Canadian News v. OpenAI: The suit that could change LLM regulations
Last week, at a Toronto courthouse, OpenAI attempted to seal "commercially sensitive" documents ahead of its trial against various Canadian media organisations. This was the first time the tech giant was in court since the news media group launched legal action late last year.
On November 29, 2024, a joint coalition including companies owning the Toronto Star, Metroland, National Post, The Globe and Mail, The Canadian Press, and Canadian Broadcasting Corporation filed a suit against OpenAI and its subsidiaries.
The driving force behind the legal action comes from the alleged data scraping of OpenAI's ChatGPT, using copyrighted material to train the model how to write. The news organisations argue that these actions are an infringement of the News Media Companies' copyright, breach their terms of use, and "unjustly enriched" themselves at the expense of the news media outlets.
"Journalism is in the public interest. OpenAI using other companies' journalism for their own commercial gain is not. It's illegal," stated a joint release from the news organisations back in November.
The plaintiffs say it is not just the usage of owned material that breaks the law, but also the training that the company uses to advance its products, like ChatGPT.
Allan Oziel, partner lawyer at Oziel Law, specialises in technology law, including AI licensing agreements and addenda. He says that tech companies that are procuring or providing services with Gen-AI functionality are struggling to address ownership of output. This is partially caused by the uncertainty around ownership of copyrighted content that has been ingested into the LLM models.

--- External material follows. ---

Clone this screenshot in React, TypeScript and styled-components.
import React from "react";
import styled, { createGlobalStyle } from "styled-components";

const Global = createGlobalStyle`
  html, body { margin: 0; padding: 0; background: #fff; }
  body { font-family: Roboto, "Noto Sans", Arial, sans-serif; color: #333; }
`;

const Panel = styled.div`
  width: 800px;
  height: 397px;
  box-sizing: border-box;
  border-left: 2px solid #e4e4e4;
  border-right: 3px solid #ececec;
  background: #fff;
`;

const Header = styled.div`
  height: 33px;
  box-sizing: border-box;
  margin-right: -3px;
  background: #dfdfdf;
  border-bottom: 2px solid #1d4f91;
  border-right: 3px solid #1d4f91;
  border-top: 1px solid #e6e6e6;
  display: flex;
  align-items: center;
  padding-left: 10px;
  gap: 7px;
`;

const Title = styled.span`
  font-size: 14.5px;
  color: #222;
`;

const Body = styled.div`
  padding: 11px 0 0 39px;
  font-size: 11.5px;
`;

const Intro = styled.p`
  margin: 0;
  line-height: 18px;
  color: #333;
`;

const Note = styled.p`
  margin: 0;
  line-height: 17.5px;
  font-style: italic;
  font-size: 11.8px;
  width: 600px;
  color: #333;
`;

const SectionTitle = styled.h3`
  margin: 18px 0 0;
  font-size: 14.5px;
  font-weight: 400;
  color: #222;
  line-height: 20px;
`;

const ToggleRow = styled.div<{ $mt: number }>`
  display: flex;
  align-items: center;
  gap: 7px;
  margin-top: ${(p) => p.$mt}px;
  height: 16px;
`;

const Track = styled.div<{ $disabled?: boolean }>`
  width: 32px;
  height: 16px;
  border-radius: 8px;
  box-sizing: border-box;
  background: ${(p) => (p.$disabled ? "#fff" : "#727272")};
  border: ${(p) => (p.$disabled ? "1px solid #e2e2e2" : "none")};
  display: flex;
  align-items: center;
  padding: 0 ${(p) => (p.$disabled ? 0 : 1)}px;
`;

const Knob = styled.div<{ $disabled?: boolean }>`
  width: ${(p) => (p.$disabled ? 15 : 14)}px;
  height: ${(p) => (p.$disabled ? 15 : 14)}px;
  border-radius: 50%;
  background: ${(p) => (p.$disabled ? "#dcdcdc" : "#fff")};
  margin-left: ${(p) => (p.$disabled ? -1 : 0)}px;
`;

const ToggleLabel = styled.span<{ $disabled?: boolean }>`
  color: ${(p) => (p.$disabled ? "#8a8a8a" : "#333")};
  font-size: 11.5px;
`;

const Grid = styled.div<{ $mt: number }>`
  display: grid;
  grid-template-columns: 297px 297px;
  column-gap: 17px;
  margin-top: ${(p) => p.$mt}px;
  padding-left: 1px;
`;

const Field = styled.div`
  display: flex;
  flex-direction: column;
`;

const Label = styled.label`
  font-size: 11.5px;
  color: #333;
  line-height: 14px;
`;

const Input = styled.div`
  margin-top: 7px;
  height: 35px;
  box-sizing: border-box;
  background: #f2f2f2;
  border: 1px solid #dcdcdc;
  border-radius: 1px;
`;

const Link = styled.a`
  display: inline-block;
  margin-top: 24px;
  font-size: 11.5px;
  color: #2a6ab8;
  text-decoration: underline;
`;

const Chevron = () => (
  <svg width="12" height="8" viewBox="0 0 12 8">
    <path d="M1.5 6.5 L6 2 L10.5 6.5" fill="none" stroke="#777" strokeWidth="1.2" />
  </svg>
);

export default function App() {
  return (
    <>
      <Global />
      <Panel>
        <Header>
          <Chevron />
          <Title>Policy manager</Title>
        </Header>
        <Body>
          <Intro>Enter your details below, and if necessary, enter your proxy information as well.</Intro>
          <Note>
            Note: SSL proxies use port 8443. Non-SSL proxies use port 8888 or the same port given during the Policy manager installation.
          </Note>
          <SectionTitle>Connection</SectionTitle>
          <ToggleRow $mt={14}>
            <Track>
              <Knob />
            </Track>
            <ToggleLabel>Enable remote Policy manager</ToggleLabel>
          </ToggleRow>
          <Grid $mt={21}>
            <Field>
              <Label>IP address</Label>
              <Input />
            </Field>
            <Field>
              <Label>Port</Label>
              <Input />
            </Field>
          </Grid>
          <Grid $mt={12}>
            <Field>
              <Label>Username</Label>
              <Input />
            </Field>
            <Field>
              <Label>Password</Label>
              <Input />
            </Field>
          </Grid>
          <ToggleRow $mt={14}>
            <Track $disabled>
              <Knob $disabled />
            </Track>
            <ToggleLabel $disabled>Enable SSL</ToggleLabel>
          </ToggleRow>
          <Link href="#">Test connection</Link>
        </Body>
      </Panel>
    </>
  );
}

Questions arise, like 'What is the output substantially based on? Is there a prompt that is just a result of an analysis? Is it primarily based on the proprietary data or models of the provider or the algorithms of the provider?'
Oziel says ownership of output is a big topic among tech companies as they determine whether they can use clients' information to improve their product offerings. Many free products will use data to train models from the client side.
According to OpenAI's policy page, "When you use our services for individuals such as ChatGPT, Codex, and Sora, we may use your content to train our models." Additionally, users can opt out of the program training on their data.

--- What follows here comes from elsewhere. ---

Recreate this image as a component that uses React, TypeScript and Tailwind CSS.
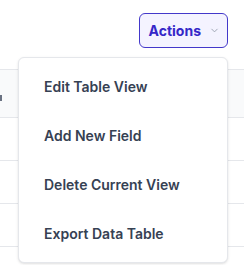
import { ChevronDown } from "lucide-react"

const items = ["Edit Table View", "Add New Field", "Delete Current View", "Export Data Table"]

export default function App() {
  return (
    <div className="relative h-[265px] w-[244px] overflow-hidden bg-white font-['Inter',sans-serif]">
      <div className="flex justify-end pr-4 pt-[13px]">
        <button className="flex h-[35px] items-center gap-[8px] rounded-md border border-[#4338ca] bg-[#f4f3ff] pl-[9px] pr-[7px] text-sm font-bold text-[#3527c8]">
          Actions
          <ChevronDown size={11} strokeWidth={2} className="text-gray-400" />
        </button>
      </div>

      {/* table behind the menu */}
      <div className="mt-[21px] w-full">
        <div className="flex h-[49px] items-center border-y border-gray-200 bg-gray-50">
          <span className="mt-[8px] h-[6px] w-[2px] bg-gray-500" />
        </div>
        <div className="h-[43px] border-b border-gray-200" />
        <div className="h-[43px] border-b border-gray-200" />
        <div className="h-[43px] border-b border-gray-200" />
      </div>

      <div className="absolute left-[18px] top-[57px] w-[210px] rounded-md border border-gray-200 bg-white py-1 shadow-sm">
        {items.map((item) => (
          <div key={item} className="flex h-[49px] items-center px-[25px] text-sm font-semibold text-gray-700">
            {item}
          </div>
        ))}
      </div>
    </div>
  )
}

As cases of organisations suing LLMs over the copyrighted content they use arise, copyright considerations are becoming increasingly important, but with no precedent set in Canadian law.
Oziel says the best way to protect an LLM is for it only to ingest licensed content or content that is clearly under the "fair dealing" exception to copyright in Canada.

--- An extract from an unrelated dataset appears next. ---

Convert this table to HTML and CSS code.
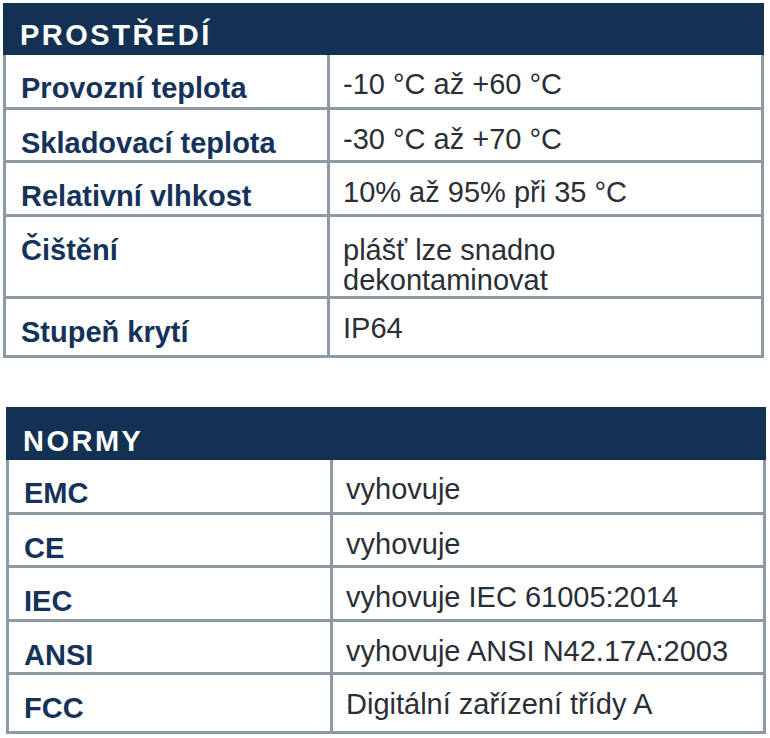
FILE: index.html
```html
<!DOCTYPE html>
<html lang="cs">
<head>
<meta charset="utf-8">
<title>Specifikace</title>
<link rel="stylesheet" href="styles.css">
</head>
<body>
<section class="spec spec--env">
  <h2 class="spec-title">PROSTŘEDÍ</h2>
  <div class="spec-body">
    <div class="spec-row r52"><div class="spec-label">Provozní teplota</div><div class="spec-value">-10 °C až +60 °C</div></div>
    <div class="spec-row r50"><div class="spec-label">Skladovací teplota</div><div class="spec-value">-30 °C až +70 °C</div></div>
    <div class="spec-row r51"><div class="spec-label">Relativní vlhkost</div><div class="spec-value">10% až 95% při 35 °C</div></div>
    <div class="spec-row r79"><div class="spec-label">Čištění</div><div class="spec-value spec-value--low">plášť lze snadno<br>dekontaminovat</div></div>
    <div class="spec-row r56"><div class="spec-label">Stupeň krytí</div><div class="spec-value">IP64</div></div>
  </div>
</section>

<section class="spec spec--norms">
  <h2 class="spec-title spec-title--tall">NORMY</h2>
  <div class="spec-body">
    <div class="spec-row r52"><div class="spec-label">EMC</div><div class="spec-value">vyhovuje</div></div>
    <div class="spec-row r50"><div class="spec-label">CE</div><div class="spec-value">vyhovuje</div></div>
    <div class="spec-row r51"><div class="spec-label">IEC</div><div class="spec-value">vyhovuje IEC 61005:2014</div></div>
    <div class="spec-row r50"><div class="spec-label">ANSI</div><div class="spec-value">vyhovuje ANSI N42.17A:2003</div></div>
    <div class="spec-row r56"><div class="spec-label">FCC</div><div class="spec-value">Digitální zařízení třídy A</div></div>
  </div>
</section>
</body>
</html>
```

FILE: styles.css
```css
* { box-sizing: border-box; }

html, body {
  margin: 0;
  padding: 0;
  background: #ffffff;
}

body {
  font-family: "Liberation Sans", Arial, sans-serif;
  font-size: 29px;
  line-height: 30px;
}

.spec {
  width: 761px;
}

.spec--env {
  margin: 3px 0 0 3px;
}

.spec--norms {
  margin: 49px 0 0 6px;
  width: 760px;
}

.spec-title {
  margin: 0;
  height: 52px;
  padding: 17px 0 0 17px;
  background: #133253;
  color: #ffffff;
  font-size: 29px;
  font-weight: bold;
  line-height: 30px;
  letter-spacing: 2.5px;
}

.spec-title--tall {
  height: 53px;
  padding-top: 19px;
}

.spec-body {
  border: 3px solid #8d9aa6;
  border-top: 0;
}

.spec-row {
  display: grid;
  grid-template-columns: 324px 1fr;
  box-sizing: content-box;
}

.spec-row + .spec-row {
  border-top: 3px solid #8d9aa6;
}

.r50 { height: 50px; }
.r51 { height: 51px; }
.r52 { height: 52px; }
.r56 { height: 56px; }
.r79 { height: 79px; }

.spec-label {
  padding: 18px 0 0 15px;
  border-right: 3px solid #8d9aa6;
  color: #15335a;
  font-weight: bold;
  white-space: nowrap;
}

.spec-value {
  padding: 14px 0 0 13px;
  color: #2a2e36;
  white-space: nowrap;
}

.spec-value--low {
  padding-top: 18px;
}
```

This isn't the first legal battle that the news media have handed to OpenAI. In the US, The New York Times filed a suit against OpenAI in late 2023. The United States District Court for the Southern District of New York deemed it a relevant matter, launching the process for a full trial. It is projected to extend until mid‑2026.
Oziel says the outcome of these cases will give lawyers and companies guidance on how to use information lawfully.
"In other words, are you allowed to use copyright material on the basis of an exemption to copyright infringement under the various copyright legislations? ...That's the crux of what they're looking at.
But in a case where the court deems it unlawful to use these materials to train LLMs, how will they be able to obtain the necessary information to train? Oziel thinks LLMs will have to pay licensing fees for data in a likely case outcome. This way, news sites with large amounts of content will become much more valuable and will garner license fees if the LLMs wish to ingest this data to train their models.
"I do think it will become its own field, where data is king, and then the processors of the data, like the LLM model, become immediately less valuable because it's based on the data."
In the case of a win, there's also a risk of retroactive suits once a precedent is set, subject to applicable limitations in law.
"LLMs are going to be waiting with bated breath, so to speak, because, if there's a precedent that is set, it opens the floodgates entirely for all data owners to then determine whether or not their data was ingested into a large language model and seek recourse," says Oziel.
The judicial challenge hearing, which may determine if a trial is set or tossed out, is scheduled for September.